Across twelve interlinked stories, Lobb works through imperfect analogy and nuanced juxtaposition between human and non-human species to derive critical distance on human behaviours and socio-legal systems, and their impact on birds and our shared world. Meanwhile, a troubled family history is progressively (but only partially) revealed.

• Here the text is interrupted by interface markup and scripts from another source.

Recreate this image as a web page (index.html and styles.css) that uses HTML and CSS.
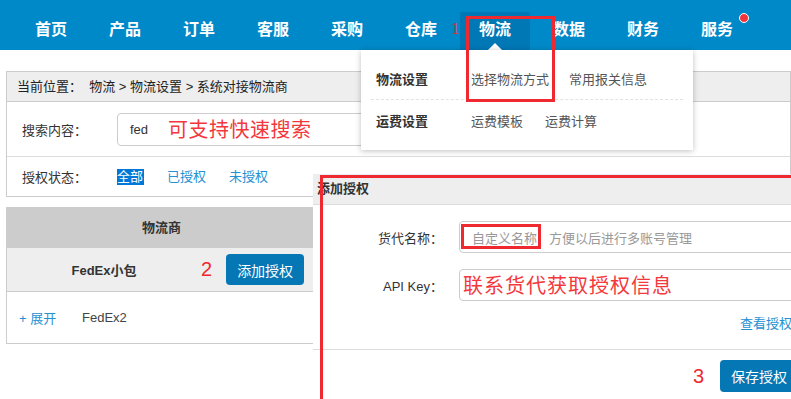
FILE: index.html
```html
<!DOCTYPE html>
<html lang="zh-CN">
<head>
<meta charset="utf-8">
<title>系统对接物流商</title>
<link rel="stylesheet" href="styles.css">
</head>
<body>
<header class="nav">
  <ul class="nav-list">
    <li class="nav-item">首页</li>
    <li class="nav-item">产品</li>
    <li class="nav-item">订单</li>
    <li class="nav-item">客服</li>
    <li class="nav-item">采购</li>
    <li class="nav-item">仓库</li>
    <li class="nav-item active">物流</li>
    <li class="nav-item">数据</li>
    <li class="nav-item">财务</li>
    <li class="nav-item has-dot">服务<span class="dot"></span></li>
  </ul>
  <span class="mark mark-1">1</span>
</header>

<main class="page">
  <div class="crumb">当前位置：&nbsp; 物流 &gt; 物流设置 &gt; 系统对接物流商</div>
  <div class="filter">
    <div class="filter-row search-row">
      <span class="label">搜索内容：</span>
      <div class="search-box"><span class="val">fed</span><span class="note">可支持快速搜索</span></div>
    </div>
    <div class="filter-row status-row">
      <span class="label">授权状态：</span>
      <div class="tabs">
        <span class="tab sel">全部</span>
        <span class="tab">已授权</span>
        <span class="tab">未授权</span>
      </div>
    </div>
  </div>

  <div class="carrier-table">
    <div class="th">物流商</div>
    <div class="tr group">
      <span class="name">FedEx小包</span>
      <span class="num">2</span>
      <button class="btn">添加授权</button>
    </div>
    <div class="tr sub">
      <span class="expand">+ 展开</span>
      <span class="sub-name">FedEx2</span>
    </div>
  </div>
</main>

<div class="dropdown">
  <div class="dd-row">
    <span class="dd-head">物流设置</span>
    <span class="dd-link">选择物流方式</span>
    <span class="dd-link">常用报关信息</span>
  </div>
  <div class="dd-row">
    <span class="dd-head">运费设置</span>
    <span class="dd-link">运费模板</span>
    <span class="dd-link">运费计算</span>
  </div>
</div>

<section class="modal">
  <div class="modal-head">添加授权</div>
  <div class="modal-body">
    <div class="form-row">
      <span class="f-label">货代名称：</span>
      <div class="f-input"><span class="ph">自定义名称</span><span class="ph ph-2">方便以后进行多账号管理</span></div>
    </div>
    <div class="form-row">
      <span class="f-label">API Key：</span>
      <div class="f-input"><span class="note note-key">联系货代获取授权信息</span></div>
    </div>
    <div class="link-row"><span class="link">查看授权</span></div>
  </div>
  <div class="modal-foot">
    <span class="num">3</span>
    <button class="btn">保存授权</button>
  </div>
</section>

<div class="redbox rb-nav"></div>
<div class="redbox rb-name"></div>
<div class="redbox rb-modal"></div>
</body>
</html>
```

FILE: styles.css
```css
* { box-sizing: border-box; }

html, body {
  margin: 0;
  padding: 0;
}

body {
  width: 791px;
  height: 399px;
  overflow: hidden;
  position: relative;
  background: #fff;
  font-family: "Liberation Sans", "Noto Sans CJK SC", sans-serif;
  font-size: 13px;
  color: #333;
}

/* ---------- nav ---------- */
.nav {
  position: relative;
  height: 50px;
  background: #0089c8;
}

.nav-list {
  display: flex;
  margin: 0;
  padding: 0 0 0 14px;
  list-style: none;
}

.nav-item {
  position: relative;
  flex: none;
  width: 74px;
  height: 38px;
  margin-top: 12px;
  line-height: 36px;
  text-align: center;
  color: #fff;
  font-size: 16px;
  font-weight: bold;
}

.nav-item.active {
  background: #0078b6;
  margin-left: 2px;
  margin-right: 2px;
  width: 70px;
  border-radius: 2px 2px 0 0;
}

.nav-item.active::after {
  content: "";
  position: absolute;
  left: 50%;
  bottom: 0;
  margin-left: -7px;
  border-left: 7px solid transparent;
  border-right: 7px solid transparent;
  border-bottom: 7px solid #fff;
}

.dot {
  position: absolute;
  right: 5px;
  top: 1px;
  width: 10px;
  height: 10px;
  border-radius: 50%;
  background: #f2353a;
  border: 1px solid #fff;
}

.mark {
  color: #f0282e;
  font-family: "Liberation Serif", serif;
}

.mark-1 {
  position: absolute;
  left: 451px;
  top: 19px;
  font-size: 17px;
}

/* ---------- page ---------- */
.page {
  width: 785px;
  margin: 21px 0 0 6px;
}

.crumb {
  height: 31px;
  line-height: 29px;
  padding-left: 10px;
  background: #eee;
  border: 1px solid #ccc;
  color: #222;
}

.filter {
  border: 1px solid #ccc;
  border-top: 0;
}

.filter-row {
  display: flex;
  align-items: center;
  padding-left: 15px;
}

.search-row {
  height: 55px;
  border-bottom: 1px solid #ddd;
}

.status-row {
  height: 39px;
}

.label {
  flex: none;
  width: 95px;
  color: #333;
}

.search-box {
  display: flex;
  align-items: center;
  flex: none;
  width: 420px;
  height: 33px;
  padding-left: 12px;
  border: 1px solid #ccc;
  border-radius: 4px;
}

.val {
  color: #333;
  width: 38px;
}

.note {
  color: #f2383d;
  font-family: "Noto Sans CJK SC", sans-serif;
  font-size: 20px;
  letter-spacing: 0.5px;
  line-height: 24px;
}

.tabs {
  display: flex;
  gap: 23px;
}

.tab {
  color: #2590d2;
  line-height: 16px;
}

.tab.sel {
  background: #0078d7;
  color: #fff;
  padding-right: 1px;
}

/* ---------- table ---------- */
.carrier-table {
  width: 310px;
  margin-top: 10px;
  border-left: 1px solid #ccc;
}

.th {
  height: 41px;
  line-height: 41px;
  text-align: center;
  background: #ccc;
  font-weight: bold;
  color: #333;
}

.tr {
  display: flex;
  align-items: center;
  border-bottom: 1px solid #ccc;
}

.group {
  height: 44px;
  background: #eee;
}

.name {
  flex: none;
  width: 194px;
  text-align: center;
  font-weight: bold;
  color: #333;
}

.num {
  color: #f0282e;
  font-size: 20px;
  font-weight: 300;
  font-family: "Liberation Sans", sans-serif;
}

.group .num {
  margin-right: 14px;
}

.btn {
  flex: none;
  width: 78px;
  height: 31px;
  padding: 0;
  border: 0;
  border-radius: 4px;
  background: #0577b5;
  color: #fff;
  font-family: "Noto Sans CJK SC", sans-serif;
  font-size: 14px;
}

.sub {
  height: 52px;
  padding-left: 12px;
}

.expand {
  color: #2590d2;
  width: 63px;
}

.sub-name {
  color: #444;
}

/* ---------- dropdown ---------- */
.dropdown {
  position: absolute;
  left: 361px;
  top: 50px;
  width: 332px;
  height: 100px;
  padding: 8px 10px 0;
  background: #fff;
  box-shadow: 0 1px 6px rgba(0, 0, 0, 0.25);
}

.dd-row {
  display: flex;
  align-items: center;
  gap: 20px;
  height: 41px;
  padding-left: 5px;
}

.dd-row + .dd-row {
  border-top: 1px dashed #e2e2e2;
}

.dd-head {
  width: 75px;
  font-weight: bold;
  color: #333;
}

.dd-link {
  color: #555;
}

.dd-row + .dd-row .dd-link + .dd-link {
  margin-left: 2px;
}

/* ---------- modal ---------- */
.modal {
  position: absolute;
  left: 313px;
  top: 174px;
  right: 0;
  bottom: 0;
  overflow: hidden;
  background: #fff;
}

.modal-head {
  height: 31px;
  line-height: 29px;
  padding-left: 4px;
  background: #eee;
  border-bottom: 1px solid #ddd;
  font-weight: bold;
  color: #333;
}

.modal-body {
  padding-top: 16px;
}

.form-row {
  display: flex;
  align-items: center;
  margin-bottom: 16px;
}

.f-label {
  flex: none;
  width: 130px;
  text-align: right;
  color: #333;
}

.f-input {
  display: flex;
  align-items: center;
  flex: none;
  width: 400px;
  height: 32px;
  margin-left: 16px;
  padding-left: 12px;
  border: 1px solid #ccc;
  border-radius: 4px;
  white-space: nowrap;
}

.ph {
  color: #999;
}

.ph-2 {
  margin-left: 12px;
}

.note-key {
  margin-left: -9px;
  letter-spacing: 1px;
}

.link-row {
  margin-top: -4px;
  height: 36px;
  text-align: right;
  line-height: 22px;
  white-space: nowrap;
}

.link {
  display: inline-block;
  margin-right: -1px;
  color: #2590d2;
}

.modal-foot {
  display: flex;
  justify-content: flex-end;
  align-items: center;
  gap: 16px;
  padding: 10px 0 0 0;
  border-top: 1px solid #ddd;
}

.modal-foot .btn {
  height: 32px;
  margin-right: -7px;
}

/* ---------- annotation boxes ---------- */
.redbox {
  position: absolute;
  border: 3px solid #ee2a30;
}

.rb-nav {
  left: 466px;
  top: 16px;
  width: 89px;
  height: 86px;
}

.rb-name {
  left: 461px;
  top: 224px;
  width: 80px;
  height: 25px;
}

.rb-modal {
  left: 320px;
  top: 175px;
  right: 0;
  bottom: 0;
  border-right: 0;
  border-bottom: 0;
}
```
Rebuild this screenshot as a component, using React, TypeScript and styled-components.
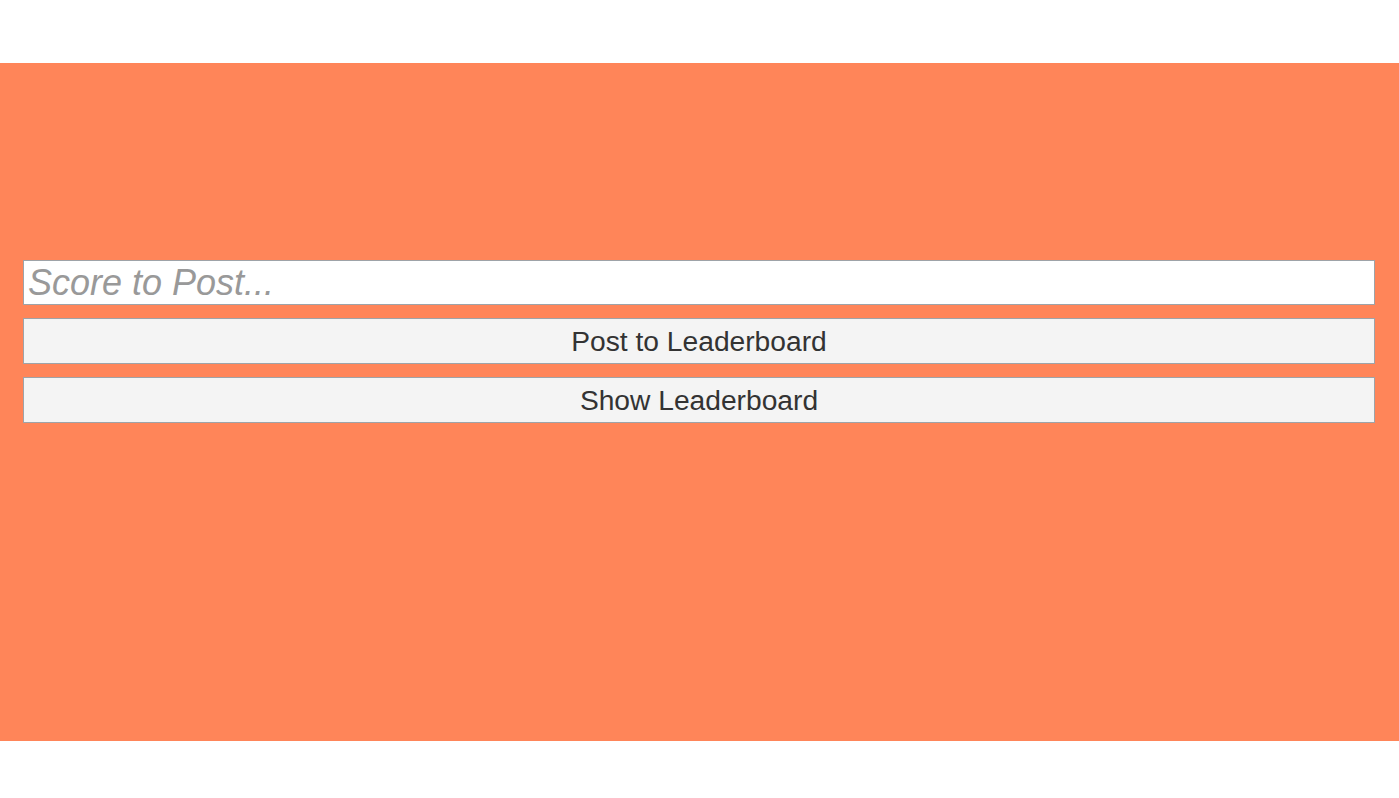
import styled, { createGlobalStyle } from 'styled-components'

const GlobalStyle = createGlobalStyle`
    html, body {
        margin: 0;
        padding: 0;
        background: #fff;
        font-family: "Liberation Sans", Arial, sans-serif;
    }
`

const Page = styled.div`
    padding: 63px 0 57px;
`

const Stage = styled.div`
    height: 678px;
    background-color: #ff8559;
    padding: 197px 24px 0 23px;
    box-sizing: border-box;
    display: flex;
    flex-direction: column;
    gap: 13px;
`

const ScoreInput = styled.input`
    height: 45px;
    box-sizing: border-box;
    width: 100%;
    margin: 0;
    padding: 1px 4px;
    border: 1px solid #9ea3a8;
    background: #fff;
    font-family: "Liberation Sans", Arial, sans-serif;
    font-size: 36px;
    color: #333;
    outline: none;

    &::placeholder {
        color: #999;
        font-style: italic;
    }
`

const Button = styled.button`
    height: 46px;
    box-sizing: border-box;
    width: 100%;
    margin: 0;
    padding: 0;
    border: 1px solid #9ea3a8;
    background-color: #f4f4f4;
    color: #333;
    font-family: "Liberation Sans", Arial, sans-serif;
    font-size: 28.2px;
    cursor: pointer;
`

export default function App() {
    return (
        <Page>
            <GlobalStyle />
            <Stage>
                <ScoreInput type="text" placeholder="Score to Post..." />
                <Button>Post to Leaderboard</Button>
                <Button>Show Leaderboard</Button>
            </Stage>
        </Page>
    )
}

Readers may disagree as to whether the result amounts to ‘a novel’, and some of Lobb’s experiments deserved to be taken further, such as the projection of one of multiple possible futures for the protagonist’s daughter in ‘Aves Admittant’. Instead, the storytelling is brought up short by extensive ‘Field Notes’ – Lobb’s reflections on the research and writing process, which would be a valuable instructional model for graduate Creative Writing students, but which may test other readers’ patience, given that the stories themselves are already so self-reflexive and fragmented (this self-proclaimed ‘Novel in Twelve Stories’ includes one titled ‘Six Stories About Birds, With Seven Questions’). It is a testament to the depth and subtlety of Lobb’s showing that much of his telling feels expendable.

It does, however, clarify Lobb’s intention in calling Flight a novel: to connect its disparate elements, readers must practise the kind of provisional, pluralistic thinking Lobb proposes is needed to renovate our relations with other species – a challenge urgently topical given recent reports of declining bird populations globally, amid the broader climate crisis.